A few thoughts on Happenings in the New York Scene 1961 (p.15)

     I wrote in my notes that happenings are using ambient events (maybe a better word would be actions) as a medium much like clay or paint. Kaprow also suggests that getting a culture to allow chance is no small feat. This is another aspect of Kaprows writing that I connect emphatically to my entire aesthetic oeuvre but more directly to my Drawn Together project.  It is only by exercising in practice the removal of the qualitative components of art will humans receive the opportunity to inhabit the world in a different way. I am proposing that Drawn Together is focused on this idea as defined by aesthetic praxis. I propose that it necessary for Drawn Together to be easily identified as an artwork in progress to make it clear that it is only through the fragile instable process of art making that culture can find new vital ways of inhabiting their world.

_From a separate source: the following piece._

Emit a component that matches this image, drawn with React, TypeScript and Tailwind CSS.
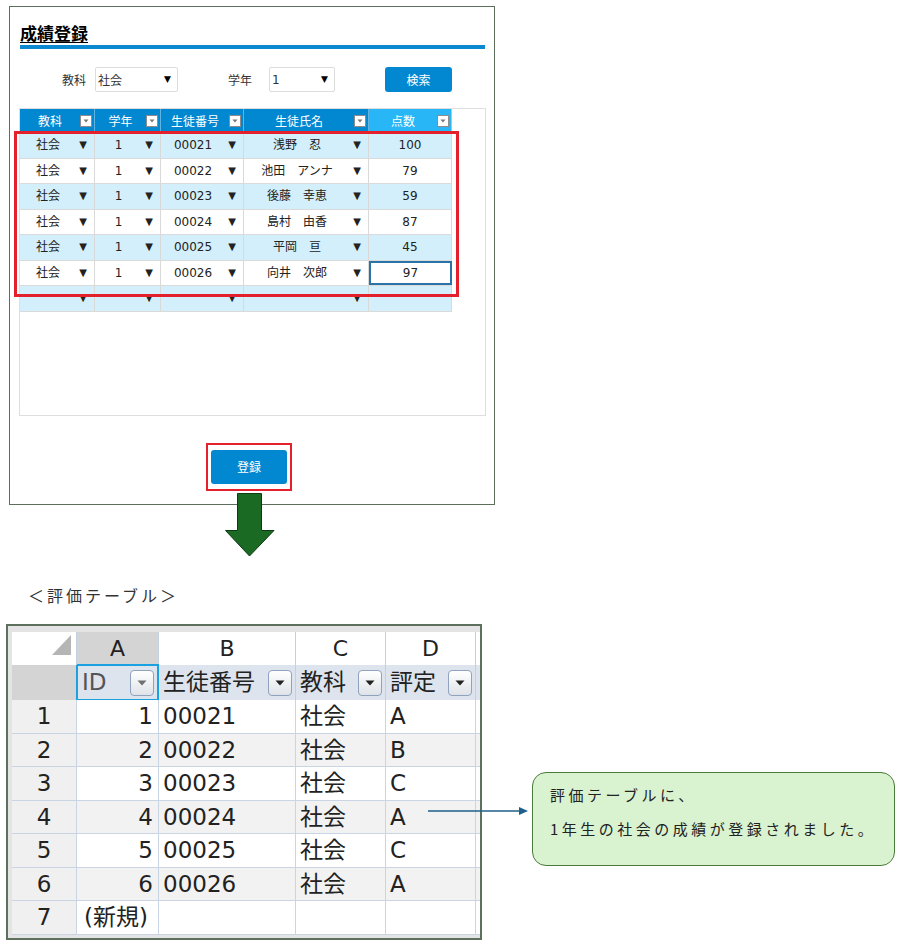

Kaprow on the Pure and Impure
     In this essay Kaprow seems to address the paradoxical dependency that purity must have on the impure to even exist. Kaprow writes, “ … for purity suggests something beyond innocence or the clergy, namely what is abstract, essential, authentic, true, absolute, perfect, utter, sheer. These meanings may be found in any dictionary. And they are the qualities that, in varying degrees, also help make up our idea of the classical.
      Impurity, then, is a second-hand state, a mongrel at best physically; therefore tainted morally; and metaphysically impossible by definition. From this concept we derive much of our image of the romantic. But just as evidently, when romantic thoughts prevail, impurity is scrawled over the earth as a truth of nature more honest than any classical artifice.”
 He goes on to suggest that, “one (purity and impurity) takes its meaning from the denial of the other, and neither can exist in fact without invoking shades of its opponent”.  In my view this is the kind of dynamic relation that the precise, linear epitomes related to industrial capitalism regularly overlook, discourage and avoid.